Nozzle Pressure Defect Detection in Extrusion-Based Bio 3D Printing Using Video-Based Motion Estimation

Abstract The emergence of bio-additive manufacturing marks a crucial advancement in the field of biomedical engineering. For successful biomedical applications including bioprinted organ transplants, ensuring the quality of printed structures poses a significant challenge. Among the major challenges encountered in ensuring the structural integrity of bioprinting, nozzle clogging stands out as one of the frequent concerns in the process. It disrupts the uniform distribution of extrusion pressure, leading to the formation of defective structures. This study focused on detecting defects arising from the irregularities in extrusion pressure. To address this concern, a video-based motion estimation technique, which emerged as a novel non-contact and non-destructive technique for assessing bio 3D printed structures, is employed in this research. While other advancements, including contact-based and laser-based approaches, may offer limited performance due to the soft, lightweight, and translucent nature of bioconstructs. In this study, defective and non-defective ear models are additively manufactured by an extrusion-based bioprinter with pneumatic dispensing. Extrusion pressure was strategically controlled to introduce defective bioprints similar to those caused by nozzle malfunctions. The vibration characteristics of the ear structures are captured by a high-speed camera and analyzed using phase-based motion estimation approaches. In addition to ambient excitations from the printing process, acoustic excitations from a subwoofer are employed to assess its impact on print quality.
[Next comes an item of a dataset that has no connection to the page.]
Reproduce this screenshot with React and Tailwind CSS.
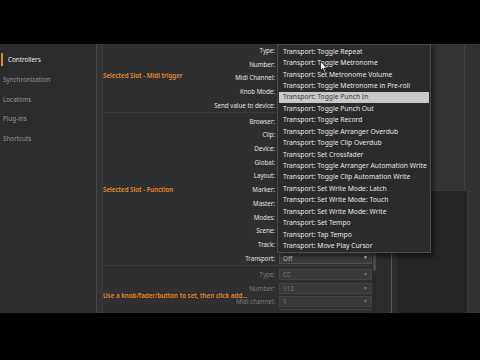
import React from "react";

const items = [
  "Transport: Toggle Repeat",
  "Transport: Toggle Metronome",
  "Transport: Set Metronome Volume",
  "Transport: Toggle Metronome in Pre-roll",
  "Transport: Toggle Punch In",
  "Transport: Toggle Punch Out",
  "Transport: Toggle Record",
  "Transport: Toggle Arranger Overdub",
  "Transport: Toggle Clip Overdub",
  "Transport: Set Crossfader",
  "Transport: Toggle Arranger Automation Write",
  "Transport: Toggle Clip Automation Write",
  "Transport: Set Write Mode: Latch",
  "Transport: Set Write Mode: Touch",
  "Transport: Set Write Mode: Write",
  "Transport: Set Tempo",
  "Transport: Tap Tempo",
  "Transport: Move Play Cursor",
];

const sideItems = ["Controllers", "Synchronization", "Locations", "Plug-ins", "Shortcuts"];

function Row({ label, children, dim, h = "h-[13.6px]" }) {
  return (
    <div className={`flex items-center ${h}`}>
      <div className={`w-[76px] text-right text-[6.2px] pr-[1px] whitespace-nowrap ${dim ? "text-[#7a7a7a]" : "text-[#e2e2e2]"}`}>{label}</div>
      <div className="w-[3px]" />
      <div className="w-[93px]">{children}</div>
    </div>
  );
}

function Field({ value, dim }) {
  return (
    <div className={`h-[11px] flex items-center justify-between px-[3px] border ${dim ? "bg-[#393939] border-[#444] text-[#777]" : "bg-[#3d3d3d] border-[#4f4f4f] text-[#d8d8d8]"} text-[6.3px]`}>
      <span>{value}</span>
      <span className="text-[5px]">▼</span>
    </div>
  );
}

function Heading({ children }) {
  return <div className="text-[6.2px] font-semibold text-[#e98b2c] leading-none whitespace-nowrap">{children}</div>;
}

export default function App() {
  return (
    <div className="w-[480px] h-[360px] bg-black flex flex-col overflow-hidden" style={{ fontFamily: '"Noto Sans", "Open Sans", sans-serif' }}>
      <div className="h-[44px] bg-black" />
      <div className="h-[269px] flex relative bg-[#2f2f2f]">
        {/* sidebar */}
        <div className="w-[96px] bg-[#2c2c2c] flex flex-col pt-[6px]">
          {sideItems.map((s, i) => (
            <div key={s} className="h-[19.7px] flex items-center">
              {i === 0 ? (
                <>
                  <div className="w-[2px] h-[13px] bg-[#d98a2a] ml-[1px]" />
                  <span className="ml-[5px] text-[6.3px] text-[#ececec]">{s}</span>
                </>
              ) : (
                <span className="ml-[3px] text-[6.3px] text-[#9a9a9a]">{s}</span>
              )}
            </div>
          ))}
        </div>
        <div className="w-[1px] bg-[#474747]" />
        <div className="w-[5px] bg-[#333]" />
        <div className="w-[1px] bg-[#3c3c3c]" />

        {/* main */}
        <div className="w-[269px] flex flex-col">
          <div className="flex h-[69px] border-b border-[#3c3c3c]">
            <div className="w-[97px] flex items-center pb-[4px]">
              <Heading>Selected Slot - Midi trigger</Heading>
            </div>
            <div className="flex flex-col">
              <Row label="Type:" />
              <Row label="Number:" />
              <Row label="Midi Channel:" />
              <Row label="Knob Mode:" />
              <Row label="Send value to device:" />
            </div>
          </div>
          <div className="flex h-[153px] border-b border-[#3c3c3c]">
            <div className="w-[97px] flex items-center pt-[3px]">
              <Heading>Selected Slot - Function</Heading>
            </div>
            <div className="flex flex-col pt-[1.5px]">
              {["Browser:", "Clip:", "Device:", "Global:", "Layout:", "Marker:", "Master:", "Modes:", "Scene:", "Track:"].map((l) => (
                <Row key={l} label={l} h="h-[13.75px]" />
              ))}
              <Row label="Transport:" h="h-[13.75px]">
                <Field value="Off" />
              </Row>
            </div>
          </div>
          <div className="flex flex-1 relative">
            <div className="w-[97px] flex items-end pb-[14px] z-10">
              <Heading>Use a knob/fader/button to set, then click add...</Heading>
            </div>
            <div className="flex flex-col pt-[2px]">
              <Row label="Type:" dim>
                <Field value="CC" dim />
              </Row>
              <Row label="Number:" dim>
                <Field value="112" dim />
              </Row>
              <Row label="Midi channel:" dim>
                <Field value="1" dim />
              </Row>
              <div className="h-[4px] ml-[79px] w-[93px] border-t border-[#444]" />
            </div>
          </div>
        </div>

        {/* scrollbar */}
        <div className="w-[5px] bg-[#2a2a2a] flex flex-col">
          <div className="h-[199px]" />
          <div className="h-[28px] mx-[1px] bg-[#4a4a4a] rounded-[2px]" />
        </div>
        <div className="w-[14px] bg-[#2c2c2c]" />
        <div className="w-[1px] bg-[#5a5a5a]" />

        {/* right panel */}
        <div className="flex-1 flex flex-col bg-[#2e2e2e]">
          <div className="h-[146px] flex">
            <div className="w-[40px]" />
            <div className="w-[32px] bg-[#343434]" />
            <div className="w-[1px] bg-[#3e3e3e]" />
            <div className="flex-1 bg-[#323232]" />
          </div>
          <div className="flex-1 flex">
            <div className="w-[5px]" />
            <div className="w-[70px] bg-[#262626] border-t border-[#3a3a3a]" />
            <div className="w-[1px] bg-[#3a3a3a]" />
            <div className="flex-1 bg-[#333]" />
          </div>
        </div>

        {/* dropdown popup */}
        <div className="absolute left-[277px] top-0 w-[154px] h-[209px] bg-[#2b2b2b] border border-[#4c4c4c] shadow-[2px_3px_6px_rgba(0,0,0,0.6)] pt-[1px] px-[1px]">
          {items.map((it, i) => (
            <div
              key={it}
              className={`h-[11.45px] flex items-center pl-[4px] text-[6.75px] whitespace-nowrap ${i === 4 ? "bg-[#c9c9c9] text-[#3a3a3a]" : "text-[#e6e6e6]"}`}
            >
              {it}
            </div>
          ))}
        </div>

        {/* mouse cursor */}
        <svg className="absolute left-[320px] top-[17px]" width="8" height="12" viewBox="0 0 8 12">
          <path d="M0.5 0.5 L0.5 9.5 L2.7 7.6 L4.3 11.2 L5.6 10.6 L4.1 7.1 L7.2 7.1 Z" fill="#f4f4f4" stroke="#222" strokeWidth="0.8" />
        </svg>
      </div>
      <div className="flex-1 bg-black" />
    </div>
  );
}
The increase in extrusion pressure, simulating clogged nozzle issues, resulted in significant changes in the vibration characteristics, including shifts in the resonance frequencies. By monitoring these modal property changes, defective bioconstructs could be reliably determined. These findings suggest that the proposed approach could effectively verify the structural integrity of additively manufactured bioconstructs. Implementing this method along with the real time defect detection technique will significantly enhance the structural integrity of additively manufactured bioconstructs and ultimately improve the production of healthy artificial organs, potentially saving countless lives.